Sunday, July 05, 2009

 

Old Porteous

George Orwell, Coming Up For Air, III.1:
It's always that way with old Porteous. All his talk is about things that happened centuries ago. Whatever you start off with it always comes back to statues and poetry and the Greeks and Romans. If you mention the Queen Mary he'll start telling you about Phoenician triremes. He never reads a modern book, refuses to know their names, never looks at any newspaper except The Times and takes a pride in telling you he's never been to the pictures.
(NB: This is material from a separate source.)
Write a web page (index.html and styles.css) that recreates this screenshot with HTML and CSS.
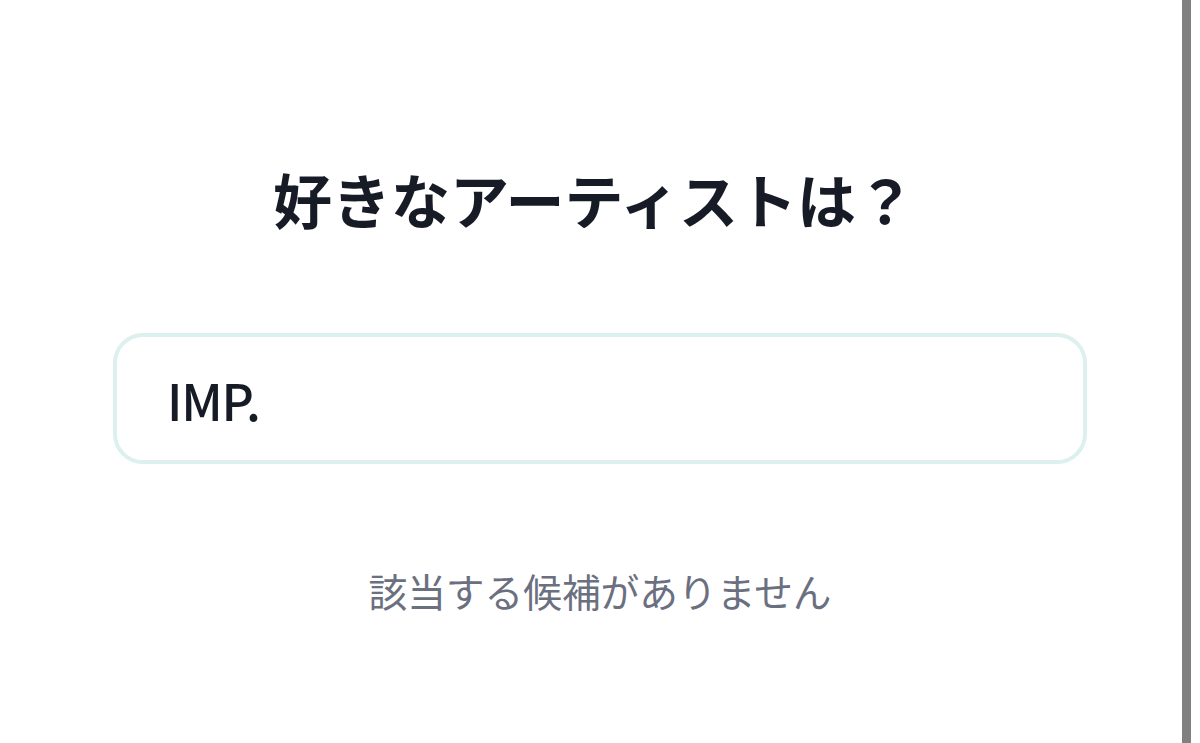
FILE: index.html
```html
<!DOCTYPE html>
<html lang="ja">
	<head>
		<meta charset="UTF-8">
		<title>好きなアーティスト</title>
		<link rel="stylesheet" href="styles.css">
	</head>
	<body>
		<main class="page">
			<h1 class="question">好きなアーティストは？</h1>
			<input class="search" type="text" value="IMP.">
			<p class="empty">該当する候補がありません</p>
		</main>
		<div class="scrollbar"></div>
	</body>
</html>
```

FILE: styles.css
```css
*{
	margin: 0;
	padding: 0;
	box-sizing: border-box;
}
html,body{
	height: 100%;
	background: #fff;
}
body{
	position: relative;
	overflow: hidden;
	font-family: "Noto Sans CJK JP", sans-serif;
	color: #161b26;
}
.page{
	display: flex;
	flex-direction: column;
	align-items: center;
	padding-top: 157px;
}
.question{
	font-size: 59px;
	font-weight: 700;
	line-height: 84px;
	padding-right: 12px;	/* 标题略偏左 */
}
.search{
	margin-top: 92px;
	width: 974px;
	height: 131px;
	border: 4px solid #dcf0ee;
	border-radius: 30px;
	padding-left: 50px;
	font-family: "Noto Sans CJK JP", sans-serif;
	font-size: 50px;
	font-weight: 500;
	letter-spacing: -1.2px;
	color: #161b26;
	outline: none;
	background: #fff;
}
.empty{
	margin-top: 98px;
	font-size: 38.7px;
	line-height: 56px;
	color: #6b7080;
}
/* right edge bar */
.scrollbar{
	position: absolute;
	top: 0;
	bottom: 0;
	right: 9px;
	width: 9px;
	background: #808080;
}
```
Except for a few poets like Keats and Wordsworth he thinks the modern world—and from his point of view the modern world is the last two thousand years—just oughtn't to have happened.

I'm part of the modern world myself, but I like to hear him talk. He'll stroll round the shelves and haul out first one book and then another, and now and again he'll read you a piece between little puffs of smoke, generally having to translate it from the Latin or something as he goes. It's all kind of peaceful, kind of mellow. All a little like a schoolmaster, and yet it soothes you, somehow. While you listen you aren't in the same world as trams and gas-bills and insurance companies. It's all temples and olive trees, and peacocks and elephants, and chaps in the arena with their nets and tridents, and winged lions and eunuchs and galleys and catapults, and generals in brass armour galloping their horses over the soldiers' shields.